Trade portals have documented how corporate and self-buying have ballooned in recent years, noting cases where tickets worth crores were purchased and often never redeemed. The result: housefull boards, but no audience. For many producers, this spend is treated as a marketing line-item — an investment in perception rather than participation.

PR Over Public Response

If your film is seen as a hit on Friday, everything that follows becomes easier. You get better screen allocations, stronger placement in multiplex chains, more favourable media coverage and, crucially, higher valuations for satellite and OTT rights. In this ecosystem, the opening-weekend narrative matters more than sustained footfalls.

Trade analyst Taran Adarsh has repeatedly pointed out that this practice isn’t new. Earlier, it was called “feeding” — buying tickets to create momentum. What’s changed is scale. In the social-media era, impressions matter as much as admissions, and hype travels faster than truth. 

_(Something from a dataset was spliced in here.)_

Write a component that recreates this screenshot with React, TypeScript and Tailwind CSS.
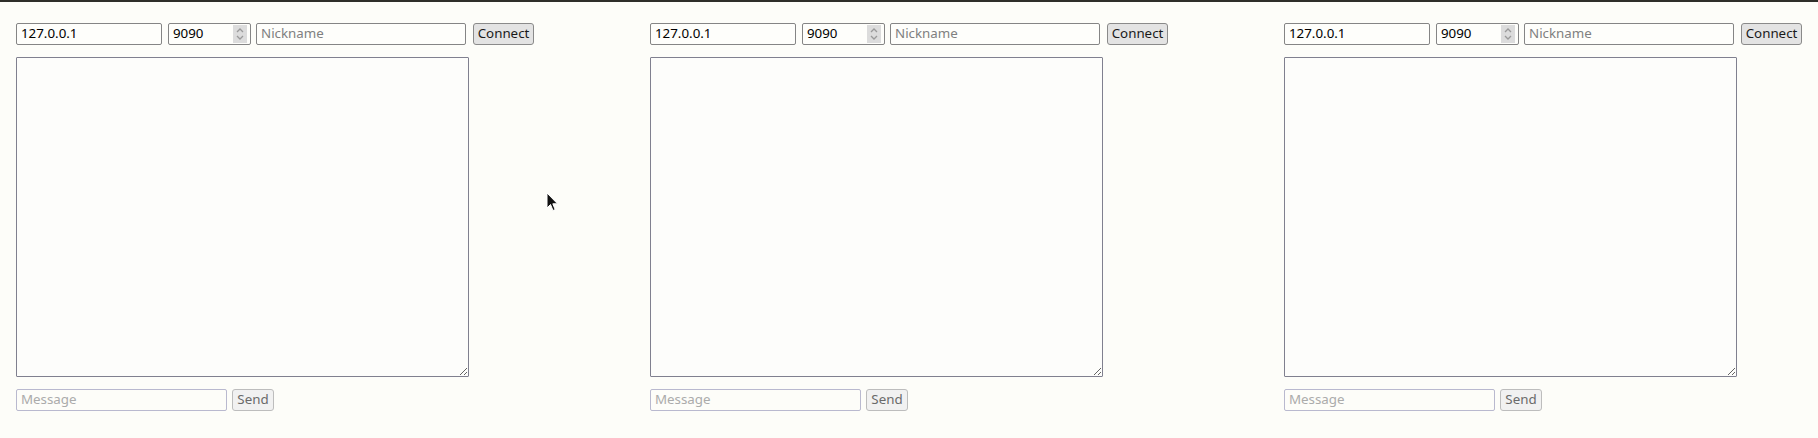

Producers today chase revenue from multiple streams, not just theatrical tickets. Digital platforms often pay premiums to films that cross certain box-office thresholds. If a film can be projected as a ₹100-crore hit by day three, it enters negotiations from a position of strength — regardless of how many people actually watched it.

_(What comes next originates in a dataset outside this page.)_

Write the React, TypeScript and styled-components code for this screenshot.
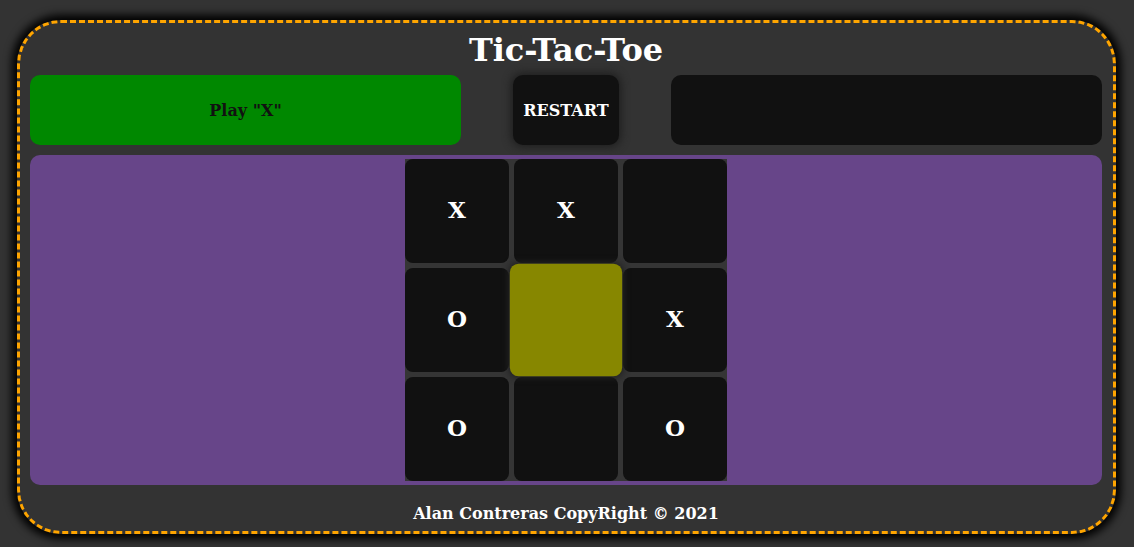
import React from "react"
import styled, { createGlobalStyle } from "styled-components"

const GlobalStyle = createGlobalStyle`
  html, body {
    margin: 0;
    padding: 0;
    background: #333333;
    font-family: "DejaVu Serif", "Liberation Serif", serif;
  }
`

type Mark = "X" | "O" | ""

const board: Mark[] = ["X", "X", "", "O", "", "X", "O", "", "O"]
const highlighted = 4

const Page = styled.div`
  padding: 20px 18px 13px 17px;
`

const Card = styled.div`
  height: 514px;
  box-sizing: border-box;
  border: 3px dashed #ffa500;
  border-radius: 44px;
  background: #333333;
  box-shadow: 0 0 9px 5px #000000;
  padding: 5px 11px 0 10px;
  display: flex;
  flex-direction: column;
`

const Title = styled.h1`
  margin: 0;
  text-align: center;
  color: #ffffff;
  font-size: 32px;
  line-height: 44px;
  font-weight: bold;
`

const Controls = styled.div`
  margin-top: 3px;
  display: grid;
  grid-template-columns: 1fr auto 1fr;
  column-gap: 52px;
  height: 70px;
`

const Status = styled.div<{ $tone: "green" | "dark" }>`
  display: flex;
  align-items: center;
  justify-content: center;
  border-radius: 10px;
  background: ${(p) => (p.$tone === "green" ? "#008800" : "#111111")};
  color: #111111;
  font-size: 16px;
  font-weight: bold;
`

const RestartButton = styled.button`
  width: 106px;
  border: none;
  border-radius: 10px;
  background: #111111;
  color: #ffffff;
  font-family: inherit;
  font-size: 16px;
  font-weight: bold;
  box-shadow: 0 0 8px 2px #1e1e1e;
  cursor: pointer;
`

const Board = styled.div`
  margin-top: 10px;
  height: 330px;
  box-sizing: border-box;
  padding: 4px 0;
  border-radius: 10px;
  background: #674589;
  display: flex;
  justify-content: center;
`

const Grid = styled.div`
  display: grid;
  grid-template-columns: repeat(3, 104px);
  grid-template-rows: repeat(3, 104px);
  gap: 5px;
  background: #353535;
`

const Cell = styled.div<{ $active: boolean }>`
  display: flex;
  align-items: center;
  justify-content: center;
  padding-bottom: 3px;
  box-sizing: border-box;
  border-radius: 8px;
  background: ${(p) => (p.$active ? "#878700" : "#111111")};
  color: #ffffff;
  font-size: 23px;
  font-weight: bold;
  transform: ${(p) => (p.$active ? "scale(1.08)" : "none")};
  box-shadow: ${(p) => (p.$active ? "0 0 6px 1px #222222" : "none")};
  z-index: ${(p) => (p.$active ? 1 : 0)};
`

const Footer = styled.footer`
  flex: 1;
  padding-top: 10px;
  display: flex;
  align-items: center;
  justify-content: center;
  color: #ffffff;
  font-size: 16px;
  font-weight: bold;
`

export default function App() {
  return (
    <>
      <GlobalStyle />
      <Page>
        <Card>
          <Title>Tic-Tac-Toe</Title>
          <Controls>
            <Status $tone="green">Play "X"</Status>
            <RestartButton>RESTART</RestartButton>
            <Status $tone="dark" />
          </Controls>
          <Board>
            <Grid>
              {board.map((mark, i) => (
                <Cell key={i} $active={i === highlighted}>
                  {mark}
                </Cell>
              ))}
            </Grid>
          </Board>
          <Footer>Alan Contreras CopyRight © 2021</Footer>
        </Card>
      </Page>
    </>
  )
}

As trade investigations have shown, a producer can treat bulk ticket purchases as marketing expenses and still recover part of that money through downstream deals. The logic becomes perverse but effective: spend to look successful, then monetise the appearance of success.  

When Trade Voices Push Back

This is why films like Game Changer, Sky Force and Chhaava have entered public debate. Journalists and trade analysts have questioned their reported numbers, pointing to discrepancies between collections and visible footfalls.

Veteran trade observer Komal Nahta has openly called out what he believes are inflated box-office figures, arguing that reported collections often far exceed the actual audience turnout he observes on the ground.

And then there’s Dhurandhar. It generated massive box-office chatter and a social-media storm, but exhibitors and independent observers told a different story. Veteran exhibitor Manoj Desai reportedly told Lalwani that he walked into an auditorium declared “house-full” online and found it largely empty — a discrepancy he attributed to aggressive marketing and bulk bookings rather than organic demand.  

Not Every Loud Film Is Lying

It’s important to be fair. Not every film with heavy marketing is gaming the system. The hype around some titles — Saiyara, for instance — did translate into real audiences, repeat viewings and word-of-mouth momentum. Some films genuinely capture the public mood.

But the problem is structural. Engineered openings blur the line between celebration and fabrication. The industry ends up debating optics rather than art, numbers rather than narratives, perception rather than participation. 

Why does this matter? Because trust is the currency of culture. People stop believing trade figures, discount reviews and disengage emotionally. Cinema stops being a shared public experience and starts feeling like a PR exercise staged for audiences, not with them.

What Can Change the Script

Clearer reporting on actual attendance, separation of bulk bookings from organic sales, and honesty from trade bodies would help restore credibility. Journalists and exhibitors have begun asking uncomfortable questions — and the healthiest response from the industry would be facts, not fury.

The dystopia is not inevitable. It’s a choice. 

Every time the industry slaps on a “hit” sticker instead of nurturing audiences, it chooses optics over longevity. If cinema wants to remain a communal ritual rather than a marketing spectacle, the conversation must shift — from who shouts loudest on day one to who builds a real crowd by week two.

That shift, more than any box-office number, will decide cinema’s future.